Nothing About Us Without Us

The Liminal Space Between Obscurity and the Limelight

Octavian Robinson

Associate Professor, Deaf Studies, Gallaudet University

Presented in collaboration with Penn’s ASL Program

In 1988, the Gallaudet University community protested the hiring of a hearing person as the newly-appointed president of the prestigious institution, which had always been dedicated to providing a fully accessible linguistic environment for deaf and hard-of-hearing people. Gallaudet hadn’t had a deaf president in its 124 year history and the politics of the protest and disability rights reverberated across the globe with front-page headlines and primetime news interviews.
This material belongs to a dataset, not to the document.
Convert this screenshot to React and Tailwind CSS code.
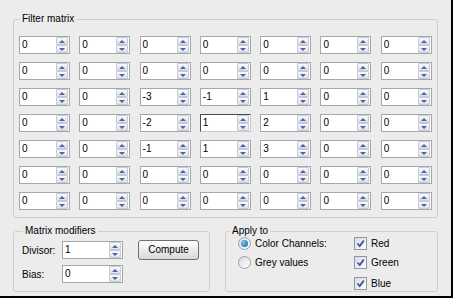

In the three and half decades since the Deaf President Now movement, deaf people continue to occupy a liminal space between the margins and the center of popular imagination as sign languages became vogue.


Octavian Robinson is associate professor of Deaf Studies at Gallaudet University. He earned his Ph.D. in Modern U.S. history with specializations in women/gender, African-American, and disability. Although trained as a historian at The Ohio State University, he situates himself as an interdisciplinary disability studies scholar with an emphasis on deaf-related questions. As a deaf disabled scholar, his work takes on three major threads: attitudes toward signed languages and disability languaging, the politics of accessibility vis a vis signed language interpreting, and ableist rhetoric in deaf discourses. He is particularly interested in how and why deaf people deployed respectability politics during the early twentieth century to separate themselves from people with other disabilities. 

With his colleague Jon Henner, Robinson recently began a movement in linguistics with their 2021 preprint, “Unsettling languages, Unruly bodyminds: A Crip Linguistics Manifesto,” which was formally published in 2023. Crip linguistics challenges those working in language-related fields to interrogate their attitudes about disability, challenge the exclusion of disabled ways of languaging from linguistics research and applied practice, and contest ideas about “broken” languaging. This framework has begun a revolution in linguistics and related fields in how linguists and practitioners talk about the ways that people language. The manifesto is now being parlayed into a multidisciplinary anthology on crip linguistics with Gallaudet University Press. Beyond crip linguistics, he is also writing a monograph on neoliberalism in twentieth century deaf political discourse and a critical reading of contemporary deaf rhetoric through queer theoretical frameworks. Prior to his current position at Gallaudet University, he held an appointment as Assistant Professor of Deaf Studies at College of the Holy Cross. He has a B.A. in history and a M.A. in Deaf Studies from Gallaudet University.